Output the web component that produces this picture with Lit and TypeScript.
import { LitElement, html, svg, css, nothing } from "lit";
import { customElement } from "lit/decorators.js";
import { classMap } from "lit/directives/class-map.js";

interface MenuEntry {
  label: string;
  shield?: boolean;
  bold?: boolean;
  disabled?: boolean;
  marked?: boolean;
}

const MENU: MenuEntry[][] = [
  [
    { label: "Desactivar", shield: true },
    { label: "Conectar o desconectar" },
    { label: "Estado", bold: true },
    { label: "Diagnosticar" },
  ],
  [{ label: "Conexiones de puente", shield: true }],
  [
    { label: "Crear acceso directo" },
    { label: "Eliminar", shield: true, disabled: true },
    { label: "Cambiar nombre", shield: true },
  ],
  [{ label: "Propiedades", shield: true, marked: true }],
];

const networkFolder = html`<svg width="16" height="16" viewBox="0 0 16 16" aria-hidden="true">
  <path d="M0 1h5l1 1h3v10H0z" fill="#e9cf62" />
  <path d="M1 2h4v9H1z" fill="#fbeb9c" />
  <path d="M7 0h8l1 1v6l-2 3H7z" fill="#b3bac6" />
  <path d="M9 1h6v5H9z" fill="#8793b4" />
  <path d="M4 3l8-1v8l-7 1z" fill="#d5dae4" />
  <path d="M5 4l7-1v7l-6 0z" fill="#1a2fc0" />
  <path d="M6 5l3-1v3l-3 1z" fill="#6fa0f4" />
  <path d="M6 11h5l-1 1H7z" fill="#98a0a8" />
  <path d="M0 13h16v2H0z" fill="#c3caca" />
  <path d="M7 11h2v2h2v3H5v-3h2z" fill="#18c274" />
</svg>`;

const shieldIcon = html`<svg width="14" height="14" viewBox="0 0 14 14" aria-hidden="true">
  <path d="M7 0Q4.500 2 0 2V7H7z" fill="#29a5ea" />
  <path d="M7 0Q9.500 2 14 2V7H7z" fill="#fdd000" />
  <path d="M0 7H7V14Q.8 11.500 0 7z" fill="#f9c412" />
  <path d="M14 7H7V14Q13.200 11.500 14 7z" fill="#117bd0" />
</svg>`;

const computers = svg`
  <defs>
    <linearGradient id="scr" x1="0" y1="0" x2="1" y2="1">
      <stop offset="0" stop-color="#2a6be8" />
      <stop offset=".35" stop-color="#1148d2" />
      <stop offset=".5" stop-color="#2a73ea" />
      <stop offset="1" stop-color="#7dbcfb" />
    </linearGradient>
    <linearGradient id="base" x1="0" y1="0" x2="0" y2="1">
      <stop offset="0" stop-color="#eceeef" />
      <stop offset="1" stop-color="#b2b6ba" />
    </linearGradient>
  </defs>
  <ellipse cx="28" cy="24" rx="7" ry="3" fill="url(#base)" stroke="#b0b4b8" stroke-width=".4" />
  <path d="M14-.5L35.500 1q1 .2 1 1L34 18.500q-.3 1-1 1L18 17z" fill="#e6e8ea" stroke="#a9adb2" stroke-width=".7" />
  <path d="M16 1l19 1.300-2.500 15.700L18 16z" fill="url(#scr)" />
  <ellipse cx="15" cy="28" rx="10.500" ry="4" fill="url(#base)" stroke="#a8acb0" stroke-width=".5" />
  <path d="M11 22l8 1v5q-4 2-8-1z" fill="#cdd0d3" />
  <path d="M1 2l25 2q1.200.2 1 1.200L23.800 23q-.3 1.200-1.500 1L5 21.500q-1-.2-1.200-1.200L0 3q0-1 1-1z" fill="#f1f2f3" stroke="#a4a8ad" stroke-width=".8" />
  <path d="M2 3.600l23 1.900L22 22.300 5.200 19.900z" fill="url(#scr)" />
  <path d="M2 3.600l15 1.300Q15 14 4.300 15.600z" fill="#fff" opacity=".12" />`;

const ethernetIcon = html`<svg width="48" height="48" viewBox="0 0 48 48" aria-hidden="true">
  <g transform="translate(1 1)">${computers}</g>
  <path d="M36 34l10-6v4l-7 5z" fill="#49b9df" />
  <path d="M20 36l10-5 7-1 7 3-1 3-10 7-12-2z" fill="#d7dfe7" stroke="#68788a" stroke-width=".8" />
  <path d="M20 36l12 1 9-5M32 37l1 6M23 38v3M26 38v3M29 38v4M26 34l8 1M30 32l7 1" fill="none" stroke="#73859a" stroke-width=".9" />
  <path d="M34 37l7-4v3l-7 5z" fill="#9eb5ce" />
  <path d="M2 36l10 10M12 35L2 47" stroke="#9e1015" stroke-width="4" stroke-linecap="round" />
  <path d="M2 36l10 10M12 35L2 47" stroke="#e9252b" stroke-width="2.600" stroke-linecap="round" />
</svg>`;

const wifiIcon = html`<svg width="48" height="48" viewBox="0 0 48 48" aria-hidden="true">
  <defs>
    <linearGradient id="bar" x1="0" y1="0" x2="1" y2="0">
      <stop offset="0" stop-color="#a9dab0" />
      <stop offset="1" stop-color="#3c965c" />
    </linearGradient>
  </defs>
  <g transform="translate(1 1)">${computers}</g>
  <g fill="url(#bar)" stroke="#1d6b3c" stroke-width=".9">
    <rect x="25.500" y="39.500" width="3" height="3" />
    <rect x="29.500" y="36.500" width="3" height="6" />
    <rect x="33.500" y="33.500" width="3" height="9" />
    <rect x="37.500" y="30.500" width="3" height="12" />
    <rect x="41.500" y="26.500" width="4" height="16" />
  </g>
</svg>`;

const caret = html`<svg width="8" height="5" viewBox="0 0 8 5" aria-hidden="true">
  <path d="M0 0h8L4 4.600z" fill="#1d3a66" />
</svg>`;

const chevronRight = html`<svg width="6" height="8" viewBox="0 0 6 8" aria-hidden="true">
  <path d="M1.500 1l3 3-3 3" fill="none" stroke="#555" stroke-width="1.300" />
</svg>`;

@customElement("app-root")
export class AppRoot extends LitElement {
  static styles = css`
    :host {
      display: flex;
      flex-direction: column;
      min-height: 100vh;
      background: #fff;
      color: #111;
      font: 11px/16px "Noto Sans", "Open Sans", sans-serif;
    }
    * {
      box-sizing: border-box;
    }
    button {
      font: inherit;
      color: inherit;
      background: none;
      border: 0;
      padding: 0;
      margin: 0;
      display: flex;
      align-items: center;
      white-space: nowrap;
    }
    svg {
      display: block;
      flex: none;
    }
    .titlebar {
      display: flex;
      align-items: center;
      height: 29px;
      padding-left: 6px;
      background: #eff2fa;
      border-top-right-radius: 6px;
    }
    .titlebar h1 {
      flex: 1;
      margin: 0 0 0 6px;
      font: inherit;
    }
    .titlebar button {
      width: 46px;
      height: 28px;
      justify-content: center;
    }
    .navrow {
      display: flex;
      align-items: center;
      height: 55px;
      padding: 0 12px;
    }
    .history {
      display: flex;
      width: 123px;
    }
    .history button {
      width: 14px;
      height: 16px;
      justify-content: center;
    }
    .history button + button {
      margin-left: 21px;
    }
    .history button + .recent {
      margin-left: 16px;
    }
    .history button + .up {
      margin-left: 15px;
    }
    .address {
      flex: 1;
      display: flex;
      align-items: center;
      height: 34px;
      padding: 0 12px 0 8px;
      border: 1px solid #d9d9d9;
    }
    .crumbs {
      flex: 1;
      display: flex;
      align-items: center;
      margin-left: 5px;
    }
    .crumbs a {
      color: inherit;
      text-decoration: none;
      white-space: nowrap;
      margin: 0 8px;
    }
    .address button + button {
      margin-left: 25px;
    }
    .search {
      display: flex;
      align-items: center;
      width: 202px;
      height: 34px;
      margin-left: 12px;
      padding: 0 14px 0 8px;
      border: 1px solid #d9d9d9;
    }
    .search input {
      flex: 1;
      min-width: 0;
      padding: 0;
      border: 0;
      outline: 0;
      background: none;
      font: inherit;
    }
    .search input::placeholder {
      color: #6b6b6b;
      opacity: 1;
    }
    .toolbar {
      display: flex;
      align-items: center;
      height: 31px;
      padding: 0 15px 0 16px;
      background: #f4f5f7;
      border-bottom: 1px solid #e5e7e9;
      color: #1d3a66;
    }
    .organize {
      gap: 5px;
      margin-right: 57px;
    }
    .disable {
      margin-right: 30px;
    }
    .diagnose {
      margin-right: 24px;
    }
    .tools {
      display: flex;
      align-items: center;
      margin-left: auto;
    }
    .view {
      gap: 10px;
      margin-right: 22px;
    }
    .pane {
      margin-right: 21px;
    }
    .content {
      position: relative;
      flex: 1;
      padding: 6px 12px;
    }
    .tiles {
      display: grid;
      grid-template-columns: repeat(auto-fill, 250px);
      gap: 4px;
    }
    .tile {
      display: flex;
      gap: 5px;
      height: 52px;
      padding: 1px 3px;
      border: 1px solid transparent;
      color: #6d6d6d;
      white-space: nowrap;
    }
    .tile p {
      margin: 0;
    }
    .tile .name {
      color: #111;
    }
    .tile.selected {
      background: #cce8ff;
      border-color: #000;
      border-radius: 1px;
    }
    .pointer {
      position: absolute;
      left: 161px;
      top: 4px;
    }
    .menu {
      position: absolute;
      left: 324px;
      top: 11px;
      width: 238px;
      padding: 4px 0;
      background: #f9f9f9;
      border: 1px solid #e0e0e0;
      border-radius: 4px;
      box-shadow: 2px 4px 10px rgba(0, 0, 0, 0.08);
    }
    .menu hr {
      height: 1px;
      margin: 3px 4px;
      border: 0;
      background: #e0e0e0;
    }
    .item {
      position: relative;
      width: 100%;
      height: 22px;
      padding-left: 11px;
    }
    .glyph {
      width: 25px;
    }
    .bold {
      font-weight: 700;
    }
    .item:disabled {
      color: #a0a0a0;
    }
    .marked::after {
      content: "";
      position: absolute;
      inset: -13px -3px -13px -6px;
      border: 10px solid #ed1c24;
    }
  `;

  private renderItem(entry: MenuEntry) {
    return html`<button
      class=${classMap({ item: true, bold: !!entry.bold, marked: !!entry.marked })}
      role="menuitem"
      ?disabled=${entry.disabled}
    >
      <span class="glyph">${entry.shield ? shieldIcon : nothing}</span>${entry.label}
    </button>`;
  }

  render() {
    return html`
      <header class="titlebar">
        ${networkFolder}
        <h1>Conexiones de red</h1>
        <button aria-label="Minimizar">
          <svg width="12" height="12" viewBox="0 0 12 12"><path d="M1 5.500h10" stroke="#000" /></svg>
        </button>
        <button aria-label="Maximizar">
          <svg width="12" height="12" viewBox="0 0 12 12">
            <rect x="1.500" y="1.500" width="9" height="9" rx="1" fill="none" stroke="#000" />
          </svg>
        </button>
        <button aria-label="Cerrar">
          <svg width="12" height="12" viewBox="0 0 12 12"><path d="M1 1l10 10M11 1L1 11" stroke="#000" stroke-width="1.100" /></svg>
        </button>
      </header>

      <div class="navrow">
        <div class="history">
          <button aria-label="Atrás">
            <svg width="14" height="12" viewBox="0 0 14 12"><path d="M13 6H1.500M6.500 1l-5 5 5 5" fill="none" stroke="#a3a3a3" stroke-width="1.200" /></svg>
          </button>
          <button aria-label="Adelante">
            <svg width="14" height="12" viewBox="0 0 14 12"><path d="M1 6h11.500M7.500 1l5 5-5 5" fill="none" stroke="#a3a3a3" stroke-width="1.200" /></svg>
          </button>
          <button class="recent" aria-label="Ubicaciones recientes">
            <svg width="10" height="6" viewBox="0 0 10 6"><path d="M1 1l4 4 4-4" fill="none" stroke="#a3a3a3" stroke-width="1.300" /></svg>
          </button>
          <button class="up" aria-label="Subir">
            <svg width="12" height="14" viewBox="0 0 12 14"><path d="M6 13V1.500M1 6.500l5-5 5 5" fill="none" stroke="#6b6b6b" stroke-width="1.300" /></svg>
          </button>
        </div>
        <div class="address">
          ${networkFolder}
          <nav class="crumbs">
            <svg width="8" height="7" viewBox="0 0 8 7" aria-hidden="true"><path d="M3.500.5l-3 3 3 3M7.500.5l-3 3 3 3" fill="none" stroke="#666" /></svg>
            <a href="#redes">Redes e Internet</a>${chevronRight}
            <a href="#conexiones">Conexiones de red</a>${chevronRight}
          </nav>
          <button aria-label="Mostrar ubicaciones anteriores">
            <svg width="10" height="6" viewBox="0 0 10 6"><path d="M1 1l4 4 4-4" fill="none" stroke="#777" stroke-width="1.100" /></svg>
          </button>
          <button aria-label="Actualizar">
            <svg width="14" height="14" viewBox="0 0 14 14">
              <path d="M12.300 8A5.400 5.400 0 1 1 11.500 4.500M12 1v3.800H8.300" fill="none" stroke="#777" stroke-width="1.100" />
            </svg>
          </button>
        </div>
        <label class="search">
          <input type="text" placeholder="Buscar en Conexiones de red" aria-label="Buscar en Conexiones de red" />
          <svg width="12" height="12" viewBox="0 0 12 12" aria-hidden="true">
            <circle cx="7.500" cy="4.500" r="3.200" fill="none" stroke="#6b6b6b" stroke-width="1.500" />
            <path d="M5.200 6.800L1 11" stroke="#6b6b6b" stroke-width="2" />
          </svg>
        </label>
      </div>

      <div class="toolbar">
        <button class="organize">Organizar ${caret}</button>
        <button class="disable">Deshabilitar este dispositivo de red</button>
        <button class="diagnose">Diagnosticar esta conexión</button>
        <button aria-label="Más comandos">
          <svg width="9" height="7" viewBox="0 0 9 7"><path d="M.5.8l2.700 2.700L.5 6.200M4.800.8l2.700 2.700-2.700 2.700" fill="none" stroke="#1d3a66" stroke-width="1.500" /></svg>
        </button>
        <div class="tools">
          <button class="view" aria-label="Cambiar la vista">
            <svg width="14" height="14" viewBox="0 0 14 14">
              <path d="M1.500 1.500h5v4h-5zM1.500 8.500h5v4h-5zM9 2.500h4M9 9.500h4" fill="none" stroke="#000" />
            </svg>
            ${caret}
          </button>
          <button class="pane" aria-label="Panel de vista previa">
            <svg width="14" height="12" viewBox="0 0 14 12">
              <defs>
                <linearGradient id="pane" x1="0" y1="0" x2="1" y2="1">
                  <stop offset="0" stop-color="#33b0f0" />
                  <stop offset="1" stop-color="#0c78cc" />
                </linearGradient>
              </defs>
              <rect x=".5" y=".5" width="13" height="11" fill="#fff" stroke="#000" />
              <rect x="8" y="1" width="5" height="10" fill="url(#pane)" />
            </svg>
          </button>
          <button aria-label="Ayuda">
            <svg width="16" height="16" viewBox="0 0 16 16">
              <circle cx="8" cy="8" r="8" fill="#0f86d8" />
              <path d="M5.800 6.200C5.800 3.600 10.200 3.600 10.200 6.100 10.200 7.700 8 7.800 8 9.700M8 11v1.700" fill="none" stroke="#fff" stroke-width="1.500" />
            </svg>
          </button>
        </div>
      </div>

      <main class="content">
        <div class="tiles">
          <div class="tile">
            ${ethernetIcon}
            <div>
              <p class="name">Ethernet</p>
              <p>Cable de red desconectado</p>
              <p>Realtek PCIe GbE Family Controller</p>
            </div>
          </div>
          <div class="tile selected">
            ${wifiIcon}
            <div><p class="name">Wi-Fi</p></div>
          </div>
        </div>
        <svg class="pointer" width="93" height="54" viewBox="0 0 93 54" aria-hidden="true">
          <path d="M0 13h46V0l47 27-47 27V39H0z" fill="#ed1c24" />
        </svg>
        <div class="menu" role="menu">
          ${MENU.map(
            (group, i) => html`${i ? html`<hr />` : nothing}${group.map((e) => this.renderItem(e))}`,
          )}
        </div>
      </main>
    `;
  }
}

============================================================

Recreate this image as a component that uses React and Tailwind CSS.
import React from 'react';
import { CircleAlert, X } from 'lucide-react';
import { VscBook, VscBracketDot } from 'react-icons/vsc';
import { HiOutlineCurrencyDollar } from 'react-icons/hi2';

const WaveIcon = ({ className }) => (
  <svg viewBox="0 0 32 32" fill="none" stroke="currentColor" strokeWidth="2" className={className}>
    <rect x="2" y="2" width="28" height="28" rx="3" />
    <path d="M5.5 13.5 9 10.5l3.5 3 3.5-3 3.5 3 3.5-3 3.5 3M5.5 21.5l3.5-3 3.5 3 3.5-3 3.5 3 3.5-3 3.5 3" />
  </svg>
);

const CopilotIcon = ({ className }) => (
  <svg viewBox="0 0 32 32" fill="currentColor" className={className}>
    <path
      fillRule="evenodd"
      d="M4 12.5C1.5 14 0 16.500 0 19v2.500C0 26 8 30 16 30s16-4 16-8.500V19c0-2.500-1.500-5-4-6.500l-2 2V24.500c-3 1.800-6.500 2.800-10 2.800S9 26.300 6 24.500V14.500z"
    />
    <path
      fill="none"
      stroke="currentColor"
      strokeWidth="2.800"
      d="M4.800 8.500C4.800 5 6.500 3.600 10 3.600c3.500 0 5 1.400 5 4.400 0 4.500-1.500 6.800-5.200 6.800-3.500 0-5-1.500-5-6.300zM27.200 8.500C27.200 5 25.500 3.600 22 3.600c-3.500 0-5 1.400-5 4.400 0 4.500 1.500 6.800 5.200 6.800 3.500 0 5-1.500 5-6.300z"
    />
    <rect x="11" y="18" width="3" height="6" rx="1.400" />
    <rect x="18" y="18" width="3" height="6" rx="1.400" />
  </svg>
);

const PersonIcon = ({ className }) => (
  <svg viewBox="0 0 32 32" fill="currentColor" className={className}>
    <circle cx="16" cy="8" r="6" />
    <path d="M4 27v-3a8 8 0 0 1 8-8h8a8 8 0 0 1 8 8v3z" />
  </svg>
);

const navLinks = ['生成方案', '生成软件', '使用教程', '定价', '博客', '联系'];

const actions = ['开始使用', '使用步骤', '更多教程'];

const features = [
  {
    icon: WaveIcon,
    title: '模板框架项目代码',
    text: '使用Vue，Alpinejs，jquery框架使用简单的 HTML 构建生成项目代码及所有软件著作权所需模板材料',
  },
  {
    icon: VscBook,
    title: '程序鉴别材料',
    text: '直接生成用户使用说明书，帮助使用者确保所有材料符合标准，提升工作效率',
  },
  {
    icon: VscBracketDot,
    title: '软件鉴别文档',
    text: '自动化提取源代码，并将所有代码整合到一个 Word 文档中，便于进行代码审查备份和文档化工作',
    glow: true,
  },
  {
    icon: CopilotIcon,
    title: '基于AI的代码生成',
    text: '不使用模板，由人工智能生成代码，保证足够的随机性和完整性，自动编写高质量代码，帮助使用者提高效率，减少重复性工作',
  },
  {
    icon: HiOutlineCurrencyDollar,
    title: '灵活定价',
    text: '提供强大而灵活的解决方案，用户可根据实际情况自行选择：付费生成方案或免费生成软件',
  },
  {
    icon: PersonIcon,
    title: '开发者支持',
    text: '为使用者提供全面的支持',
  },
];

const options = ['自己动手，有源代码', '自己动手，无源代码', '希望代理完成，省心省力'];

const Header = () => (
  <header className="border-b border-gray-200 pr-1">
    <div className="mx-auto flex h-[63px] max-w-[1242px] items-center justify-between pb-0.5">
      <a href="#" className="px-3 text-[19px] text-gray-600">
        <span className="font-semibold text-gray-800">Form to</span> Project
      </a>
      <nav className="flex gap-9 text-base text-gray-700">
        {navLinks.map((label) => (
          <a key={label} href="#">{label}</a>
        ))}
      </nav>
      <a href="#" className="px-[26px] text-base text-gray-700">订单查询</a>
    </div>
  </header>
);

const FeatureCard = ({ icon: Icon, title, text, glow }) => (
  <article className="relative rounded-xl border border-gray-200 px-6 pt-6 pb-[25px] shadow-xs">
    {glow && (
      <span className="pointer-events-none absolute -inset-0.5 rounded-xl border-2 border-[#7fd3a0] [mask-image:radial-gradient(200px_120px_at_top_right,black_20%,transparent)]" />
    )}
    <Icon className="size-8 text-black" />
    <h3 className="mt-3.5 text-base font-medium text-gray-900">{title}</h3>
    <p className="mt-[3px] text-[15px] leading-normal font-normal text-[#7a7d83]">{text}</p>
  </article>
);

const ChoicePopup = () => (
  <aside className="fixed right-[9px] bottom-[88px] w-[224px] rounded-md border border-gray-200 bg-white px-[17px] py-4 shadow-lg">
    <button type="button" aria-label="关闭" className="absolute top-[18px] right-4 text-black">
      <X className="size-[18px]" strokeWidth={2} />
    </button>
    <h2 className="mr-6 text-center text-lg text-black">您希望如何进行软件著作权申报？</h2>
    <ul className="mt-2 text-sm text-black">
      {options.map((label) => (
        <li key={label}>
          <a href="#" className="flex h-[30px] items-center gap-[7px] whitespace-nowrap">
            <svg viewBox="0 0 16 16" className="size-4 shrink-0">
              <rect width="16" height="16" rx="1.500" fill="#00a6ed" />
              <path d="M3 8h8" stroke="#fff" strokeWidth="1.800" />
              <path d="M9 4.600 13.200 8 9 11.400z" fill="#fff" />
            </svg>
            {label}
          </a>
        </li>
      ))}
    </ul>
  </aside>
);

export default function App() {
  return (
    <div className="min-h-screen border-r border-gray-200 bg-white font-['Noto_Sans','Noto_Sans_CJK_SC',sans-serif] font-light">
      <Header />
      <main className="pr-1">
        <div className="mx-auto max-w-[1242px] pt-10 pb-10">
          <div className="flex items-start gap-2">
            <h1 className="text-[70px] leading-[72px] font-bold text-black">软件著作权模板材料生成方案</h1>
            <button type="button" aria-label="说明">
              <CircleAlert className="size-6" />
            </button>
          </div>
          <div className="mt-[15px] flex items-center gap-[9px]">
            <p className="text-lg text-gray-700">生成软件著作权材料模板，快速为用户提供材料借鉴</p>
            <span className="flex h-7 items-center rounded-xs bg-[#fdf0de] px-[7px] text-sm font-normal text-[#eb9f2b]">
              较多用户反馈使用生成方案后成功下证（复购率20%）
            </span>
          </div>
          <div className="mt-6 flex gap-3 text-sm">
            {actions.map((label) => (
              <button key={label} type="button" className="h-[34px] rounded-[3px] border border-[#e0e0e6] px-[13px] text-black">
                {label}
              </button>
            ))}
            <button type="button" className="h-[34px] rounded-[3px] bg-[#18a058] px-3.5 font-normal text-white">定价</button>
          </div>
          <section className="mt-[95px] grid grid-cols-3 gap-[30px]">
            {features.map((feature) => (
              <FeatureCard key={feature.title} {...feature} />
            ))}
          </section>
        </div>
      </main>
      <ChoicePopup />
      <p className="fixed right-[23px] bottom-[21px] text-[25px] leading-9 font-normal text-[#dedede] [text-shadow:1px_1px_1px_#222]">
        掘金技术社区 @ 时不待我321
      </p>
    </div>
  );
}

============================================================

# Work required:
Exactly as written, quote the lines from the one that has "Recreate this image" down to the one that has "const actions = ['开始使用', '使用步骤', '更多教程'];", and include both.

# Solution to this exercise:
Recreate this image as a component that uses React and Tailwind CSS.
import React from 'react';
import { CircleAlert, X } from 'lucide-react';
import { VscBook, VscBracketDot } from 'react-icons/vsc';
import { HiOutlineCurrencyDollar } from 'react-icons/hi2';

const WaveIcon = ({ className }) => (
  <svg viewBox="0 0 32 32" fill="none" stroke="currentColor" strokeWidth="2" className={className}>
    <rect x="2" y="2" width="28" height="28" rx="3" />
    <path d="M5.5 13.5 9 10.5l3.5 3 3.5-3 3.5 3 3.5-3 3.5 3M5.5 21.5l3.5-3 3.5 3 3.5-3 3.5 3 3.5-3 3.5 3" />
  </svg>
);

const CopilotIcon = ({ className }) => (
  <svg viewBox="0 0 32 32" fill="currentColor" className={className}>
    <path
      fillRule="evenodd"
      d="M4 12.5C1.5 14 0 16.500 0 19v2.500C0 26 8 30 16 30s16-4 16-8.500V19c0-2.500-1.500-5-4-6.500l-2 2V24.500c-3 1.800-6.500 2.800-10 2.800S9 26.300 6 24.500V14.500z"
    />
    <path
      fill="none"
      stroke="currentColor"
      strokeWidth="2.800"
      d="M4.800 8.500C4.800 5 6.500 3.600 10 3.600c3.500 0 5 1.400 5 4.400 0 4.500-1.500 6.800-5.200 6.800-3.500 0-5-1.500-5-6.300zM27.200 8.500C27.200 5 25.500 3.600 22 3.600c-3.500 0-5 1.400-5 4.400 0 4.500 1.500 6.800 5.200 6.800 3.500 0 5-1.500 5-6.300z"
    />
    <rect x="11" y="18" width="3" height="6" rx="1.400" />
    <rect x="18" y="18" width="3" height="6" rx="1.400" />
  </svg>
);

const PersonIcon = ({ className }) => (
  <svg viewBox="0 0 32 32" fill="currentColor" className={className}>
    <circle cx="16" cy="8" r="6" />
    <path d="M4 27v-3a8 8 0 0 1 8-8h8a8 8 0 0 1 8 8v3z" />
  </svg>
);

const navLinks = ['生成方案', '生成软件', '使用教程', '定价', '博客', '联系'];

const actions = ['开始使用', '使用步骤', '更多教程'];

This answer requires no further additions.